Request - Gather every line holding the string "styles".

-- START --

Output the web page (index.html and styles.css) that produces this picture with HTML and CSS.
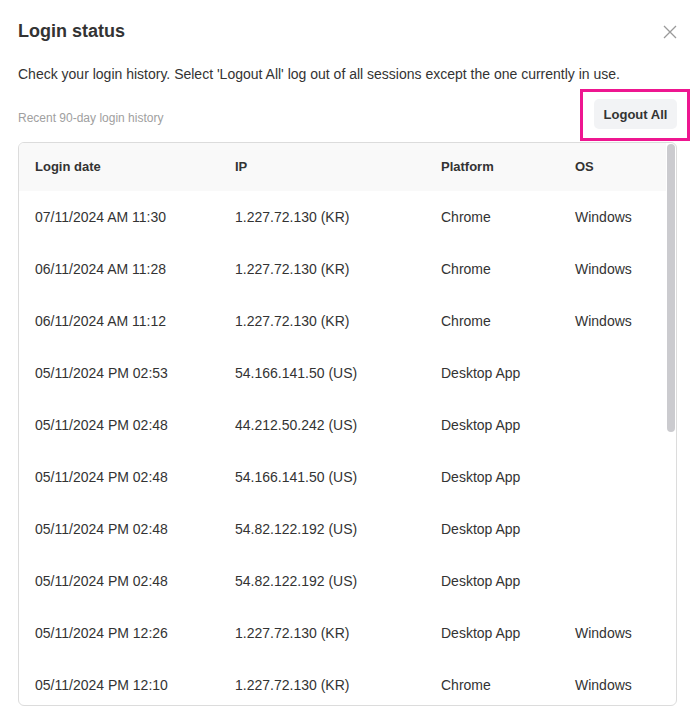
FILE: index.html
```html
<!DOCTYPE html>
<html lang="en">
<head>
<meta charset="utf-8">
<title>Login status</title>
<link rel="stylesheet" href="styles.css">
</head>
<body>
<div class="dialog">
  <div class="dialog-head">
    <h1 class="title">Login status</h1>
    <button class="close" aria-label="Close">
      <svg width="14" height="14" viewBox="0 0 14 14"><path d="M1 1L13 13M13 1L1 13" stroke="#9a9a9a" stroke-width="1.3" fill="none"/></svg>
    </button>
  </div>
  <p class="desc">Check your login history. Select 'Logout All' log out of all sessions except the one currently in use.</p>
  <div class="toolbar">
    <span class="caption">Recent 90-day login history</span>
    <div class="btn-wrap">
      <button class="logout">Logout All</button>
      <span class="highlight"></span>
    </div>
  </div>
  <div class="table-wrap">
    <div class="rows">
      <div class="row head">
        <div>Login date</div><div>IP</div><div>Platform</div><div>OS</div>
      </div>
      <div class="row"><div>07/11/2024 AM 11:30</div><div>1.227.72.130 (KR)</div><div>Chrome</div><div>Windows</div></div>
      <div class="row"><div>06/11/2024 AM 11:28</div><div>1.227.72.130 (KR)</div><div>Chrome</div><div>Windows</div></div>
      <div class="row"><div>06/11/2024 AM 11:12</div><div>1.227.72.130 (KR)</div><div>Chrome</div><div>Windows</div></div>
      <div class="row"><div>05/11/2024 PM 02:53</div><div>54.166.141.50 (US)</div><div>Desktop App</div><div></div></div>
      <div class="row"><div>05/11/2024 PM 02:48</div><div>44.212.50.242 (US)</div><div>Desktop App</div><div></div></div>
      <div class="row"><div>05/11/2024 PM 02:48</div><div>54.166.141.50 (US)</div><div>Desktop App</div><div></div></div>
      <div class="row"><div>05/11/2024 PM 02:48</div><div>54.82.122.192 (US)</div><div>Desktop App</div><div></div></div>
      <div class="row"><div>05/11/2024 PM 02:48</div><div>54.82.122.192 (US)</div><div>Desktop App</div><div></div></div>
      <div class="row"><div>05/11/2024 PM 12:26</div><div>1.227.72.130 (KR)</div><div>Desktop App</div><div>Windows</div></div>
      <div class="row"><div>05/11/2024 PM 12:10</div><div>1.227.72.130 (KR)</div><div>Chrome</div><div>Windows</div></div>
    </div>
    <span class="scroll-thumb"></span>
  </div>
</div>
</body>
</html>
```
FILE: styles.css
```css
* { box-sizing: border-box; }
html, body { margin: 0; padding: 0; background: #fff; }
body {
  font-family: Arial, "Liberation Sans", sans-serif;
  color: #333;
  width: 695px;
  height: 719px;
  overflow: hidden;
}
.dialog {
  padding: 19px 18px 0 18px;
}
.dialog-head {
  display: flex;
  justify-content: space-between;
  align-items: center;
  height: 24px;
}
.title {
  margin: 0;
  font-size: 18px;
  line-height: 24px;
  font-weight: bold;
  color: #333;
}
.close {
  border: 0;
  background: none;
  padding: 0;
  width: 14px;
  height: 14px;
  display: flex;
  margin-top: 1px;
  cursor: pointer;
}
.desc {
  margin: 21px 0 0 0;
  font-size: 14px;
  line-height: 20px;
  color: #333;
}
.toolbar {
  margin-top: 15px;
  display: flex;
  justify-content: space-between;
  align-items: flex-end;
}
.caption {
  font-size: 12px;
  line-height: 16px;
  color: #a0a0a0;
  padding-bottom: 3px;
}
.btn-wrap {
  position: relative;
  display: flex;
}
.logout {
  border: 0;
  background: #f2f3f5;
  border-radius: 5px;
  height: 30px;
  width: 83px;
  padding: 0;
  font-family: Arial, "Liberation Sans", sans-serif;
  font-size: 13px;
  font-weight: bold;
  color: #333;
  cursor: pointer;
}
.highlight {
  position: absolute;
  top: -10px;
  bottom: -12px;
  left: -14px;
  right: -13px;
  border: 3px solid #ee1690;
  pointer-events: none;
}
.table-wrap {
  position: relative;
  margin-top: 13px;
  height: 564px;
  border: 1px solid #dcdcdc;
  border-radius: 6px;
  overflow: hidden;
}
.rows {
  margin-right: 10px;
}
.scroll-thumb {
  position: absolute;
  top: 1px;
  right: 1px;
  width: 8px;
  height: 288px;
  background: #cbcbcf;
  border-radius: 4px;
}
.row {
  display: grid;
  grid-template-columns: 200px 206px 134px 1fr;
  height: 52px;
  align-items: center;
  font-size: 14px;
  color: #333;
}
.row > div { padding-left: 16px; white-space: nowrap; }
.row.head {
  height: 48px;
  padding-bottom: 2px;
  background: #f9f9f9;
  font-size: 13px;
  font-weight: bold;
}
```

-- END --

Result below -
Output the web page (index.html and styles.css) that produces this picture with HTML and CSS.
<link rel="stylesheet" href="styles.css">
FILE: styles.css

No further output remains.